わが家の冷蔵庫には、取材後に購入した「中定商店」さんのたまり醤油があります。料理やかけしょうゆとして何度か使ってみたものの、果たしてこの使い方でよいのだろうか、たまりのよさを存分に生かせているのだろうかと、どこか自信を持てない自分がいました。
本当はもっとお近づきになりたいのに、距離感を測りかねてしまう。何も考えず突っ走ったら失敗そうだし、かといってこのまま手をこまねいていては、たまりのフレッシュさが失われていくだけ。
しかし、私にも家庭というものがあるのです。自分だけならまだしも、家族から「いつもの味付けのほうがいい」とでも言われた日には、お互いの関係(私とたまり)の修復が難しくなるのは、目に見えているではないですか。
そんなとき、ふと思い出したのです。中川さんから教えてもらった「味玉」のことを。
作り方はとっても簡単で、半熟や固ゆでなど、お好みの加減で茹で卵をつくり、たまり醤油に漬けるだけ。とはいえ、そこらの味玉とは格が違う。3年かけてようやく完成する、木桶仕込みの天然醸造です。たまり醤油なら少量で玉子にしっかり味が染み込み、うまみのドリップのような味わいは、ごはんが進むこと間違いなし。
遠いと思っていた存在が、顔なじみのご近所さんくらいの距離にまで、一気に縮まった瞬間でした。

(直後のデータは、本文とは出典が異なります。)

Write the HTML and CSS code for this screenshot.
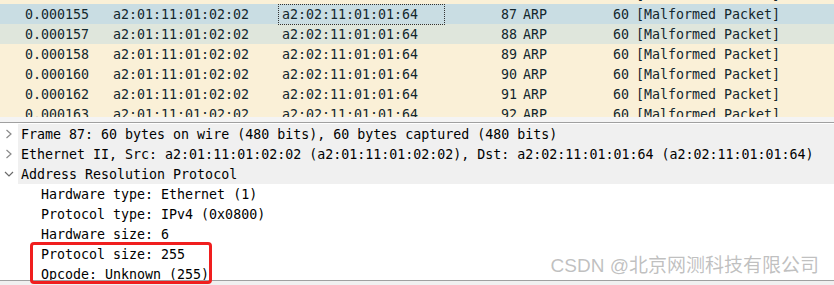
FILE: index.html
```html
<!DOCTYPE html>
<html lang="en">
<head>
  <meta charset="UTF-8">
  <title>ARP packet detail</title>
  <link rel="stylesheet" href="styles.css">
</head>
<body>
  <div class="window">
    <!-- packet list, scrolled so the previous row only shows its bottom -->
    <div class="packet-list">
      <div class="rows">
        <div class="row first">
          <span class="c-time">0.000153</span><span class="c-src">a2:01:11:01:02:02</span><span class="c-dst">a2:02:11:01:01:64</span><span class="c-no">86</span><span class="c-proto">ARP</span><span class="c-len">60</span><span class="c-info">[Malformed Packet]</span>
        </div>
        <div class="row selected">
          <span class="c-time">0.000155</span><span class="c-src">a2:01:11:01:02:02</span><span class="c-dst focus">a2:02:11:01:01:64</span><span class="c-no">87</span><span class="c-proto">ARP</span><span class="c-len">60</span><span class="c-info">[Malformed Packet]</span>
        </div>
        <div class="row hover">
          <span class="c-time">0.000157</span><span class="c-src">a2:01:11:01:02:02</span><span class="c-dst">a2:02:11:01:01:64</span><span class="c-no">88</span><span class="c-proto">ARP</span><span class="c-len">60</span><span class="c-info">[Malformed Packet]</span>
        </div>
        <div class="row">
          <span class="c-time">0.000158</span><span class="c-src">a2:01:11:01:02:02</span><span class="c-dst">a2:02:11:01:01:64</span><span class="c-no">89</span><span class="c-proto">ARP</span><span class="c-len">60</span><span class="c-info">[Malformed Packet]</span>
        </div>
        <div class="row">
          <span class="c-time">0.000160</span><span class="c-src">a2:01:11:01:02:02</span><span class="c-dst">a2:02:11:01:01:64</span><span class="c-no">90</span><span class="c-proto">ARP</span><span class="c-len">60</span><span class="c-info">[Malformed Packet]</span>
        </div>
        <div class="row">
          <span class="c-time">0.000162</span><span class="c-src">a2:01:11:01:02:02</span><span class="c-dst">a2:02:11:01:01:64</span><span class="c-no">91</span><span class="c-proto">ARP</span><span class="c-len">60</span><span class="c-info">[Malformed Packet]</span>
        </div>
        <div class="row">
          <span class="c-time">0.000163</span><span class="c-src">a2:01:11:01:02:02</span><span class="c-dst">a2:02:11:01:01:64</span><span class="c-no">92</span><span class="c-proto">ARP</span><span class="c-len">60</span><span class="c-info">[Malformed Packet]</span>
        </div>
      </div>
    </div>

    <div class="splitter"></div>

    <!-- packet details tree -->
    <div class="details">
      <div class="tree-row branch">
        <span class="arrow">
          <svg width="8" height="10" viewBox="0 0 8 10"><path d="M1.5 1 L6 5 L1.5 9" fill="none" stroke="#8a8a8a" stroke-width="1.2"/></svg>
        </span>
        <span class="label">Frame 87: 60 bytes on wire (480 bits), 60 bytes captured (480 bits)</span>
      </div>
      <div class="tree-row branch">
        <span class="arrow">
          <svg width="8" height="10" viewBox="0 0 8 10"><path d="M1.5 1 L6 5 L1.5 9" fill="none" stroke="#8a8a8a" stroke-width="1.2"/></svg>
        </span>
        <span class="label">Ethernet II, Src: a2:01:11:01:02:02 (a2:01:11:01:02:02), Dst: a2:02:11:01:01:64 (a2:02:11:01:01:64)</span>
      </div>
      <div class="tree-row branch">
        <span class="arrow">
          <svg width="10" height="8" viewBox="0 0 10 8"><path d="M1 2 L5 6 L9 2" fill="none" stroke="#6a6a6a" stroke-width="1.2"/></svg>
        </span>
        <span class="label">Address Resolution Protocol</span>
      </div>
      <div class="tree-row child"><span class="arrow"></span><span class="label">Hardware type: Ethernet (1)</span></div>
      <div class="tree-row child"><span class="arrow"></span><span class="label">Protocol type: IPv4 (0x0800)</span></div>
      <div class="tree-row child"><span class="arrow"></span><span class="label">Hardware size: 6</span></div>
      <div class="tree-row child"><span class="arrow"></span><span class="label">Protocol size: 255</span></div>
      <div class="tree-row child"><span class="arrow"></span><span class="label">Opcode: Unknown (255)</span></div>
    </div>

    <div class="status"></div>

    <!-- annotation and watermark drawn over the screenshot -->
    <div class="mark-box"></div>
    <div class="watermark">CSDN @北京网测科技有限公司</div>
  </div>
</body>
</html>
```

FILE: styles.css
```css
body {
  margin: 0;
  padding: 0;
  background: #f0f0f0;
  font-family: "DejaVu Sans Mono", "Liberation Mono", monospace;
  font-size: 13.3px;
}
.window {
  position: relative;
  width: 834px;
  height: 285px;
  overflow: hidden;
}
/* Packet list */
.packet-list {
  height: 117px;
  overflow: hidden;
  background: #faf0d7;
  color: #12272e;
}
.row {
  display: flex;
  height: 19px;
  padding-top: 1px;
  line-height: 20px;
  white-space: pre;
  background: #faf0d7;
}
.row.first {
  margin-top: -16px;
}
.row.selected {
  background: #c9dde3;
}
.row.hover {
  background: #dfe6dc;
}
.c-time {
  width: 89px;
  text-align: right;
}
.c-src {
  width: 166px;
  padding-left: 24px;
}
.c-dst {
  width: 162px;
  padding-left: 3px;
}
.c-dst.focus {
  outline: 1px dotted #333;
  outline-offset: 0;
}
.c-no {
  width: 73px;
  text-align: right;
}
.c-proto {
  width: 54px;
  padding-left: 6px;
}
.c-len {
  width: 52px;
  text-align: right;
}
.c-info {
  padding-left: 7px;
}
/* Splitter between panes */
.splitter {
  height: 5px;
  background: #f4f4f4;
  border-bottom: 1px solid #a0a0a0;
}
/* Packet details */
.details {
  height: 156px;
  padding-top: 1px;
  overflow: hidden;
  background: #ffffff;
  color: #000;
}
.tree-row {
  display: flex;
  height: 20px;
  line-height: 21px;
  white-space: pre;
}
.tree-row .arrow {
  width: 18px;
  display: flex;
  align-items: center;
  justify-content: center;
  background: #ffffff;
}
.tree-row .label {
  flex: 1;
  padding-left: 3px;
}
.tree-row.branch .label {
  background: #f0f0f0;
}
.tree-row.child .label {
  padding-left: 23px;
}
.status {
  height: 5px;
  border-top: 1px solid #a0a0a0;
  background: #f0f0f0;
}
/* Red annotation rectangle */
.mark-box {
  position: absolute;
  left: 30px;
  top: 242px;
  width: 176px;
  height: 36px;
  border: 3px solid #f01e1e;
  border-radius: 4px;
}
.watermark {
  position: absolute;
  right: 15px;
  top: 254px;
  font-family: "Liberation Sans", "Noto Sans CJK SC", sans-serif;
  font-size: 19px;
  line-height: 24px;
  color: rgba(130, 130, 130, 0.5);
  white-space: nowrap;
}
```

そうだ、明日の弁当のおかずに、今日から味玉を仕込んでおこう。漬けたしょうゆが余るだろうから、海苔につけてのり弁にすればいい。いつものプラスチック弁当箱では味気ないから、お気に入りの春慶塗のお弁当箱に入れちゃおう!
遠足の前の夜みたいに、にわかにうきうきが止まらない。
神々しくカリスマ性にあふれたアイドルも、ステージをおりれば一人の人間。きっと、たまりだって特別扱いしてほしかったわけじゃない。
勝手な妄想を頭の中でひとしきり繰り広げたら、スッと肩の力が抜けた気がしました。
今日からもっと、たまり醤油と仲良くなれそうな気がしています。